TASK OBJECTIVE | Spot each line that carries the word "React"; copy those lines.

DATA LINES |
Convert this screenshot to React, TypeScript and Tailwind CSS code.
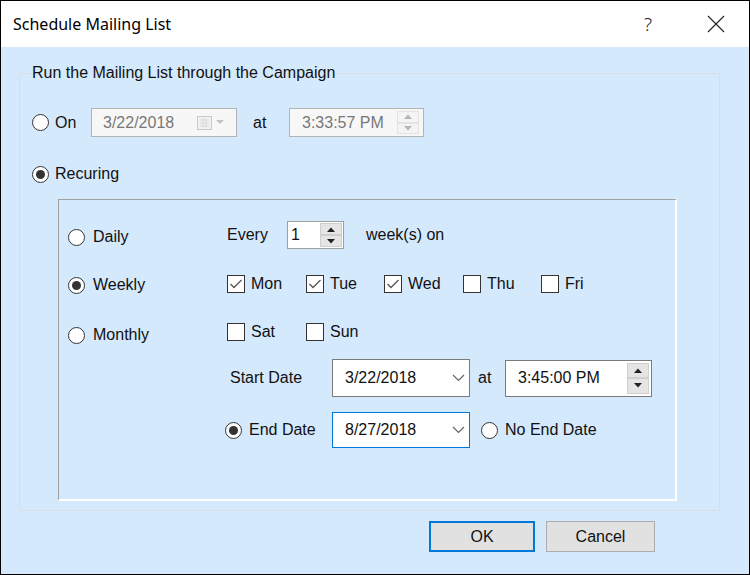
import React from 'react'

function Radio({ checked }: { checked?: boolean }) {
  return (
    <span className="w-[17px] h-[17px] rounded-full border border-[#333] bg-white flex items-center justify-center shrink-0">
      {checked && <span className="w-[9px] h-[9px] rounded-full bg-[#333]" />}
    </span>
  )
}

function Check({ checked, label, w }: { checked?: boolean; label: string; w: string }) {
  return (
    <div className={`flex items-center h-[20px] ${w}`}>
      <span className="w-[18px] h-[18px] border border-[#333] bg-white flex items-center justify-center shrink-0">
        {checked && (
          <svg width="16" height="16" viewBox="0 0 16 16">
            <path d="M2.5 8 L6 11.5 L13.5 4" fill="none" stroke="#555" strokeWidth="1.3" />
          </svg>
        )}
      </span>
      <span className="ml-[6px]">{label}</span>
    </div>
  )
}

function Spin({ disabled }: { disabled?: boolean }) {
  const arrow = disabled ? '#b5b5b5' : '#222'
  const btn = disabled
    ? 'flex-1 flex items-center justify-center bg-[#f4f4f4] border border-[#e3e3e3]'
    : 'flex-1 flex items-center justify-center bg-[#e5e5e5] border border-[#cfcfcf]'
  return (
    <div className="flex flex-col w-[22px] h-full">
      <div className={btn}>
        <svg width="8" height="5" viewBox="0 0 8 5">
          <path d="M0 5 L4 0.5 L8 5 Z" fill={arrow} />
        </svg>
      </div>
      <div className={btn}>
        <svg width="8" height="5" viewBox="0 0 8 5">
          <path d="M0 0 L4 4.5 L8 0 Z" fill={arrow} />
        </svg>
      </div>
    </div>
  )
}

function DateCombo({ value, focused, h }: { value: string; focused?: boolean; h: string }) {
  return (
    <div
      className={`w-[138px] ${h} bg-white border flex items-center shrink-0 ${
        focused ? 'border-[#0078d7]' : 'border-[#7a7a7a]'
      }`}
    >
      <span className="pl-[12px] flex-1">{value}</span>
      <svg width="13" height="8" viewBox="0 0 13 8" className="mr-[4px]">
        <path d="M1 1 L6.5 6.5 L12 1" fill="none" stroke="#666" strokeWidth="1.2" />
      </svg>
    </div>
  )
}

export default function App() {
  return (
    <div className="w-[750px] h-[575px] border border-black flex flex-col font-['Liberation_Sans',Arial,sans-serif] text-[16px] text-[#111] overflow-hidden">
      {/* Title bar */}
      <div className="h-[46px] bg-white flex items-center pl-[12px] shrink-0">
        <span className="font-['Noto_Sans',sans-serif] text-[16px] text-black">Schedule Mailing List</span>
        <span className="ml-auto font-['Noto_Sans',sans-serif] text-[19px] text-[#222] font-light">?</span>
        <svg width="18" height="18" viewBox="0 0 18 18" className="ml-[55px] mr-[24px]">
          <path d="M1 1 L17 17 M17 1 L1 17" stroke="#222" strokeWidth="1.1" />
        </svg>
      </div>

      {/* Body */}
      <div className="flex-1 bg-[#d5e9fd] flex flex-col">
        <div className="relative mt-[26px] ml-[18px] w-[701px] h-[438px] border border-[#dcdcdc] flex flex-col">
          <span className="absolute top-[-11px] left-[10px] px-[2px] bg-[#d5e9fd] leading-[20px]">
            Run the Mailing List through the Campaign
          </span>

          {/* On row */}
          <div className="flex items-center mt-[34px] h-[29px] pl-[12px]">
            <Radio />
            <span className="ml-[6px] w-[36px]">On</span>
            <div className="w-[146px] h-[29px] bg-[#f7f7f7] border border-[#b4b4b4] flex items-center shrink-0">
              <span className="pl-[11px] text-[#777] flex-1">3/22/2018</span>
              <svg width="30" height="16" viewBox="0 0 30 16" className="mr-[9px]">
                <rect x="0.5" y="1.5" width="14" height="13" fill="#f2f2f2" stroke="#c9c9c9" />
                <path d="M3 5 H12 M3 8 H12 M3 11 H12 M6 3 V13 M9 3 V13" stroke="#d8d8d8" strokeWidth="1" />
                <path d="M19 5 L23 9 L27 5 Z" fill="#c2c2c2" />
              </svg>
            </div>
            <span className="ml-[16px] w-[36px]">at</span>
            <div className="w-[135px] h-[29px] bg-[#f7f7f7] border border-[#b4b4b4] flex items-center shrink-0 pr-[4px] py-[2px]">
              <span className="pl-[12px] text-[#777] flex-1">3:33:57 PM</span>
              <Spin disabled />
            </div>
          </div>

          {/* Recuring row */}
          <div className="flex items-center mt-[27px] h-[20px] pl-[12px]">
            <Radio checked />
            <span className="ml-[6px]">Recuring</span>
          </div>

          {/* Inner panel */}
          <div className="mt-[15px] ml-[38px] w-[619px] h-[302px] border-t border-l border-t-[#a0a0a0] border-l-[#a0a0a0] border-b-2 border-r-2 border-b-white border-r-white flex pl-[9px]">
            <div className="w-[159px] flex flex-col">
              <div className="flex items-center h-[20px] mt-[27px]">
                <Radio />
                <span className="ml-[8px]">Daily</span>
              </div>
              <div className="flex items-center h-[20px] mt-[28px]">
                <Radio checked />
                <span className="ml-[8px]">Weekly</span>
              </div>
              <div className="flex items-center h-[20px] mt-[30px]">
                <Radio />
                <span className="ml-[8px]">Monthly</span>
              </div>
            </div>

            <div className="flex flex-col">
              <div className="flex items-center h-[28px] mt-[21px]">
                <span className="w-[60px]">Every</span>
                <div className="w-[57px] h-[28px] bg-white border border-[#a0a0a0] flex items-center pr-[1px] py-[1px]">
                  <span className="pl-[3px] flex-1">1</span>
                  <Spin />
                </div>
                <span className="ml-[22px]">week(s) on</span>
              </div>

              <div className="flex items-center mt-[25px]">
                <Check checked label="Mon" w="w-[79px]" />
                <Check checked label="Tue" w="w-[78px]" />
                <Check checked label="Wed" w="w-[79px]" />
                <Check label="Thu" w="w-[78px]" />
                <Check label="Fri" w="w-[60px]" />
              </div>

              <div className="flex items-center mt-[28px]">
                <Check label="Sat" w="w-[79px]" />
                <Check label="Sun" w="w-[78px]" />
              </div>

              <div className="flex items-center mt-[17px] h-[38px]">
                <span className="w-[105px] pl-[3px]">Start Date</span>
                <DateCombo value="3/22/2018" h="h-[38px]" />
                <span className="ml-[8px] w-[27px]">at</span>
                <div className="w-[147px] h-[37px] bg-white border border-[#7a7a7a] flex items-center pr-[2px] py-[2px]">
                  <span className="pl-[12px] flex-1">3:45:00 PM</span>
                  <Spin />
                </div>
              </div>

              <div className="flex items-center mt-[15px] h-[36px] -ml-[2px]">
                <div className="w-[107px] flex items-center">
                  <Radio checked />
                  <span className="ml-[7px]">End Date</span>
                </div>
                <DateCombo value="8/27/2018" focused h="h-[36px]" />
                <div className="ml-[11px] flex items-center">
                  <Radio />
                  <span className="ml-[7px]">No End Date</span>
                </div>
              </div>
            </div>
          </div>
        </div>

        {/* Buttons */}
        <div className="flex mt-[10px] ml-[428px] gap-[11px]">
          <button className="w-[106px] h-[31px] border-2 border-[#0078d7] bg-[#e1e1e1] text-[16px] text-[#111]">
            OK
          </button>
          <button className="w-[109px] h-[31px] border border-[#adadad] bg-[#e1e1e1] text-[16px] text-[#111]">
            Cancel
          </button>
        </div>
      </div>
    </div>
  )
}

THE RESULT |
Convert this screenshot to React, TypeScript and Tailwind CSS code.
import React from 'react'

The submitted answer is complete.